Tens of cases of voter fraud
President Donald Trump has repeatedly claimed that he lost the popular vote to Hillary Clinton because “millions of people” illegally cast ballots.
“I will be asking for a major investigation into VOTER FRAUD, including those registered to vote in two states, those who are illegal and even those registered to vote who are dead…” he tweeted on Jan. 25. In May, he formed a special commission to investigate whether voter fraud influenced the election. So far, however, the commission has been largely tied up in dealing with lawsuits from states and groups who fear the inquiry could violate citizens’ privacy rights, according to various national media outlets.

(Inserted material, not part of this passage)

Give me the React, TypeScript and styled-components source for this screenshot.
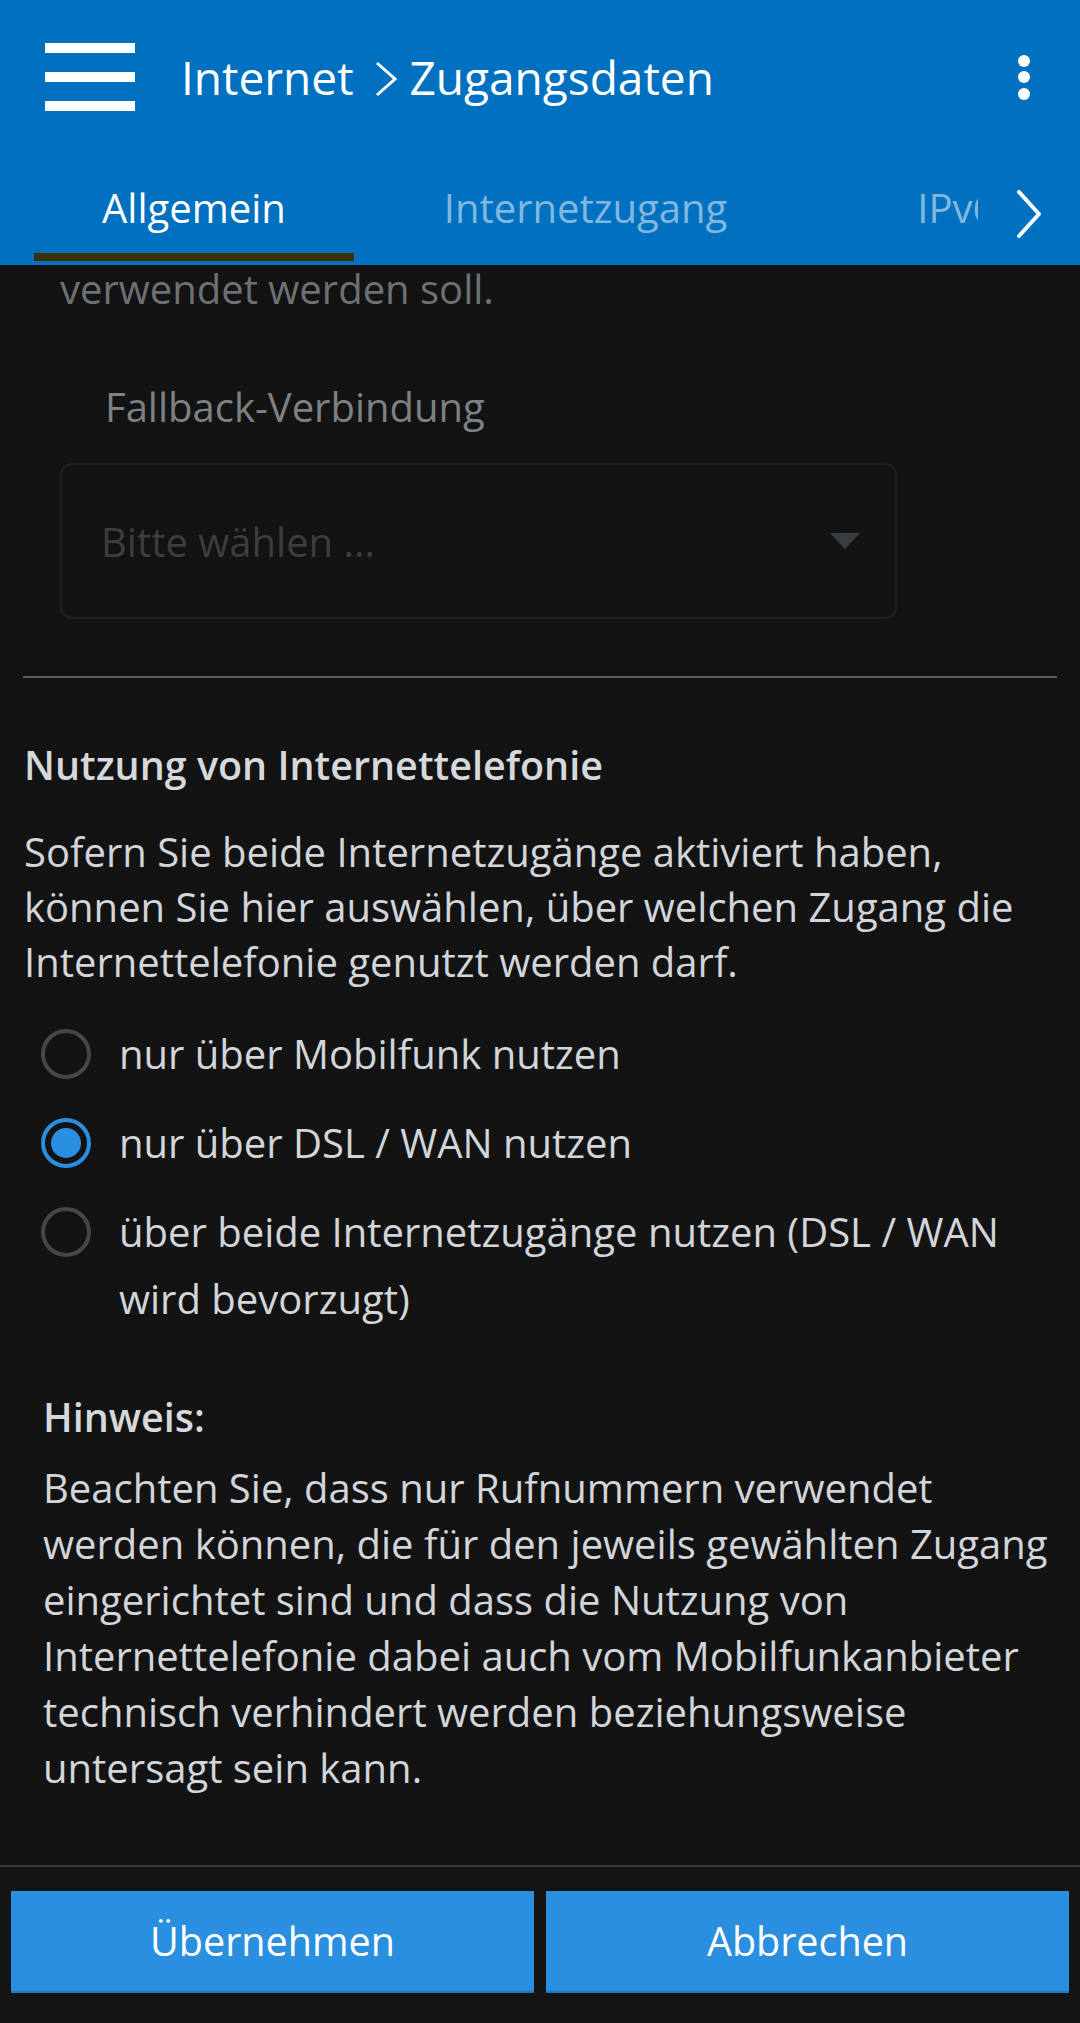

Other organizations have found only a handful of isolated cases of fraud in recent past elections. According to analysts at the nonpartisan Brennan Center For Justice at New York University, the odds are much higher that an American citizen “will be struck by lightning than that he will impersonate another voter at the polls.”
The ERIC study, which also included Colorado, Delaware and Maryland, was planned well before Trump made his allegations, ERIC officials have said. It also found that voter fraud was exceedingly rare. In both Oregon and Washington, just 0.002 percent of the votes cast in the 2016 General Election were suspect. In Oregon, that worked out to about 1 in 38,000 ballots, according to Oregon Secretary of State Dennis Richardson.
DeSwart hinted that the allegations about his own voting conduct could be fake news.
“I don’t know anything about that,” DeSwart said. “For all I know, that’s fake as well, but I will certainly check into that.”